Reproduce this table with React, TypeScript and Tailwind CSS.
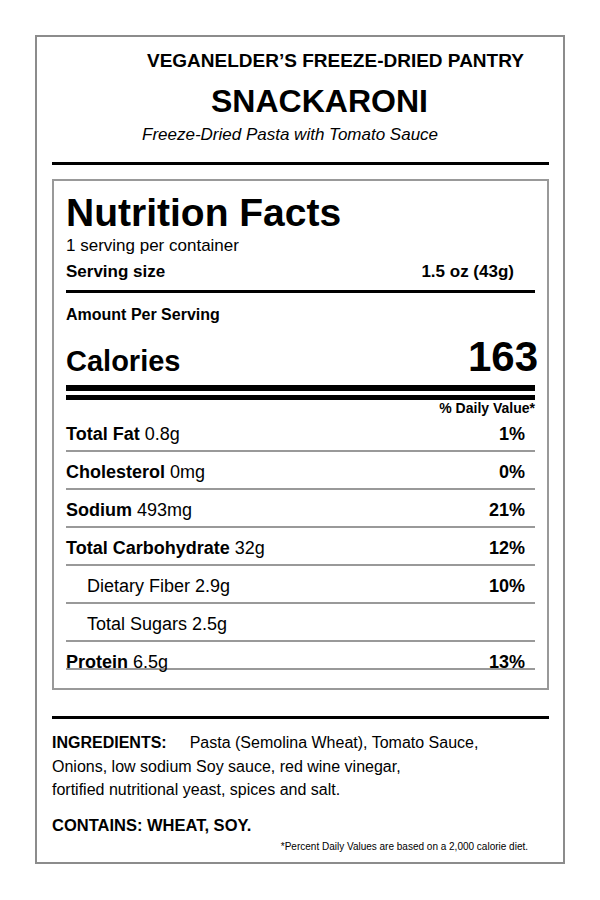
import React from 'react'

const font = { fontFamily: '"Liberation Sans", Arial, Helvetica, sans-serif' }

type Row = {
  label: string
  amount: string
  dv?: string
  indent?: boolean
}

const rows: Row[] = [
  { label: 'Total Fat', amount: '0.8g', dv: '1%' },
  { label: 'Cholesterol', amount: '0mg', dv: '0%' },
  { label: 'Sodium', amount: '493mg', dv: '21%' },
  { label: 'Total Carbohydrate', amount: '32g', dv: '12%' },
  { label: 'Dietary Fiber', amount: '2.9g', dv: '10%', indent: true },
  { label: 'Total Sugars', amount: '2.5g', indent: true },
]

function NutrientRow({ row }: { row: Row }) {
  return (
    <div className="flex h-[38px] items-start justify-between border-b-2 border-[#999] pt-[10px] text-[18px] leading-[20px]">
      <span className={row.indent ? 'pl-[21px]' : ''}>
        {row.indent ? (
          `${row.label} ${row.amount}`
        ) : (
          <>
            <b>{row.label}</b> {row.amount}
          </>
        )}
      </span>
      {row.dv && <b className="pr-[10px]">{row.dv}</b>}
    </div>
  )
}

export default function App() {
  return (
    <div className="h-[900px] w-[600px] bg-white px-[35px] pt-[35px] text-black" style={font}>
      <div className="h-[829px] w-[530px] border-2 border-[#8c8c8c] pl-[15px] pr-[14px]">
        {/* Header */}
        <div className="pt-[13px]">
          <div className="h-[22px] pl-[95px] text-[19px] font-bold leading-[22px]">
            VEGANELDER’S FREEZE-DRIED PANTRY
          </div>
          <div className="mt-[11px] h-[36px] pl-[159px] text-[32px] font-bold leading-[36px]">SNACKARONI</div>
          <div className="mt-[6px] h-[20px] pl-[90px] text-[17px] italic leading-[20px]">
            Freeze-Dried Pasta with Tomato Sauce
          </div>
        </div>
        <div className="mt-[17px] h-[3px] bg-black" />

        {/* Nutrition facts panel */}
        <div className="mt-[14px] h-[511px] border-2 border-[#999] px-[12px] pt-[11px]">
          <div className="h-[42px] text-[39px] font-bold leading-[42px]">Nutrition Facts</div>
          <div className="mt-[2px] h-[20px] text-[17px] leading-[20px]">1 serving per container</div>
          <div className="mt-[6px] flex h-[20px] justify-between pr-[21px] text-[17px] font-bold leading-[20px]">
            <span>Serving size</span>
            <span>1.5 oz (43g)</span>
          </div>
          <div className="mt-[8px] h-[3px] bg-black" />
          <div className="mt-[13px] h-[18px] text-[16px] font-bold leading-[18px]">Amount Per Serving</div>
          <div className="flex h-[58px] items-end justify-between font-bold">
            <span className="text-[29px] leading-[42px]">Calories</span>
            <span className="-mr-[3px] text-[42px] leading-[50px]">163</span>
          </div>
          <div className="mt-[3px] h-[6px] bg-black" />
          <div className="mt-[4px] h-[5px] bg-black" />
          <div className="flex h-[14px] justify-end text-[14px] font-bold leading-[16px]">% Daily Value*</div>
          {rows.map((r) => (
            <NutrientRow key={r.label} row={r} />
          ))}
          <div className="flex h-[28px] items-start justify-between border-b-2 border-[#999] pt-[10px] text-[18px] leading-[20px]">
            <span>
              <b>Protein</b> 6.5g
            </span>
            <b className="pr-[10px]">13%</b>
          </div>
        </div>

        {/* Ingredients */}
        <div className="mt-[26px] h-[3px] bg-black" />
        <div className="mt-[12px] text-[16px] leading-[23.5px]">
          <p>
            <b>INGREDIENTS:</b>
            <span className="pl-[23px]">Pasta (Semolina Wheat), Tomato Sauce,</span>
          </p>
          <p>Onions, low sodium Soy sauce, red wine vinegar,</p>
          <p>fortified nutritional yeast, spices and salt.</p>
        </div>
        <p className="mt-[13px] text-[16.5px] font-bold leading-[20px]">CONTAINS: WHEAT, SOY.</p>
        <p className="mt-[6px] pr-[21px] text-right text-[10px] leading-[12px]">
          *Percent Daily Values are based on a 2,000 calorie diet.
        </p>
      </div>
    </div>
  )
}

※ ※ ※

* [Problem description] Transcribe the whole listing exactly. Pictures stay out of your copy.

* [Problem solution]
Reproduce this table with React, TypeScript and Tailwind CSS.
import React from 'react'

const font = { fontFamily: '"Liberation Sans", Arial, Helvetica, sans-serif' }

type Row = {
  label: string
  amount: string
  dv?: string
  indent?: boolean
}

const rows: Row[] = [
  { label: 'Total Fat', amount: '0.8g', dv: '1%' },
  { label: 'Cholesterol', amount: '0mg', dv: '0%' },
  { label: 'Sodium', amount: '493mg', dv: '21%' },
  { label: 'Total Carbohydrate', amount: '32g', dv: '12%' },
  { label: 'Dietary Fiber', amount: '2.9g', dv: '10%', indent: true },
  { label: 'Total Sugars', amount: '2.5g', indent: true },
]

function NutrientRow({ row }: { row: Row }) {
  return (
    <div className="flex h-[38px] items-start justify-between border-b-2 border-[#999] pt-[10px] text-[18px] leading-[20px]">
      <span className={row.indent ? 'pl-[21px]' : ''}>
        {row.indent ? (
          `${row.label} ${row.amount}`
        ) : (
          <>
            <b>{row.label}</b> {row.amount}
          </>
        )}
      </span>
      {row.dv && <b className="pr-[10px]">{row.dv}</b>}
    </div>
  )
}

export default function App() {
  return (
    <div className="h-[900px] w-[600px] bg-white px-[35px] pt-[35px] text-black" style={font}>
      <div className="h-[829px] w-[530px] border-2 border-[#8c8c8c] pl-[15px] pr-[14px]">
        {/* Header */}
        <div className="pt-[13px]">
          <div className="h-[22px] pl-[95px] text-[19px] font-bold leading-[22px]">
            VEGANELDER’S FREEZE-DRIED PANTRY
          </div>
          <div className="mt-[11px] h-[36px] pl-[159px] text-[32px] font-bold leading-[36px]">SNACKARONI</div>
          <div className="mt-[6px] h-[20px] pl-[90px] text-[17px] italic leading-[20px]">
            Freeze-Dried Pasta with Tomato Sauce
          </div>
        </div>
        <div className="mt-[17px] h-[3px] bg-black" />

        {/* Nutrition facts panel */}
        <div className="mt-[14px] h-[511px] border-2 border-[#999] px-[12px] pt-[11px]">
          <div className="h-[42px] text-[39px] font-bold leading-[42px]">Nutrition Facts</div>
          <div className="mt-[2px] h-[20px] text-[17px] leading-[20px]">1 serving per container</div>
          <div className="mt-[6px] flex h-[20px] justify-between pr-[21px] text-[17px] font-bold leading-[20px]">
            <span>Serving size</span>
            <span>1.5 oz (43g)</span>
          </div>
          <div className="mt-[8px] h-[3px] bg-black" />
          <div className="mt-[13px] h-[18px] text-[16px] font-bold leading-[18px]">Amount Per Serving</div>
          <div className="flex h-[58px] items-end justify-between font-bold">
            <span className="text-[29px] leading-[42px]">Calories</span>
            <span className="-mr-[3px] text-[42px] leading-[50px]">163</span>
          </div>
          <div className="mt-[3px] h-[6px] bg-black" />
          <div className="mt-[4px] h-[5px] bg-black" />
          <div className="flex h-[14px] justify-end text-[14px] font-bold leading-[16px]">% Daily Value*</div>
          {rows.map((r) => (
            <NutrientRow key={r.label} row={r} />
          ))}
          <div className="flex h-[28px] items-start justify-between border-b-2 border-[#999] pt-[10px] text-[18px] leading-[20px]">
            <span>
              <b>Protein</b> 6.5g
            </span>
            <b className="pr-[10px]">13%</b>
          </div>
        </div>

        {/* Ingredients */}
        <div className="mt-[26px] h-[3px] bg-black" />
        <div className="mt-[12px] text-[16px] leading-[23.5px]">
          <p>
            <b>INGREDIENTS:</b>
            <span className="pl-[23px]">Pasta (Semolina Wheat), Tomato Sauce,</span>
          </p>
          <p>Onions, low sodium Soy sauce, red wine vinegar,</p>
          <p>fortified nutritional yeast, spices and salt.</p>
        </div>
        <p className="mt-[13px] text-[16.5px] font-bold leading-[20px]">CONTAINS: WHEAT, SOY.</p>
        <p className="mt-[6px] pr-[21px] text-right text-[10px] leading-[12px]">
          *Percent Daily Values are based on a 2,000 calorie diet.
        </p>
      </div>
    </div>
  )
}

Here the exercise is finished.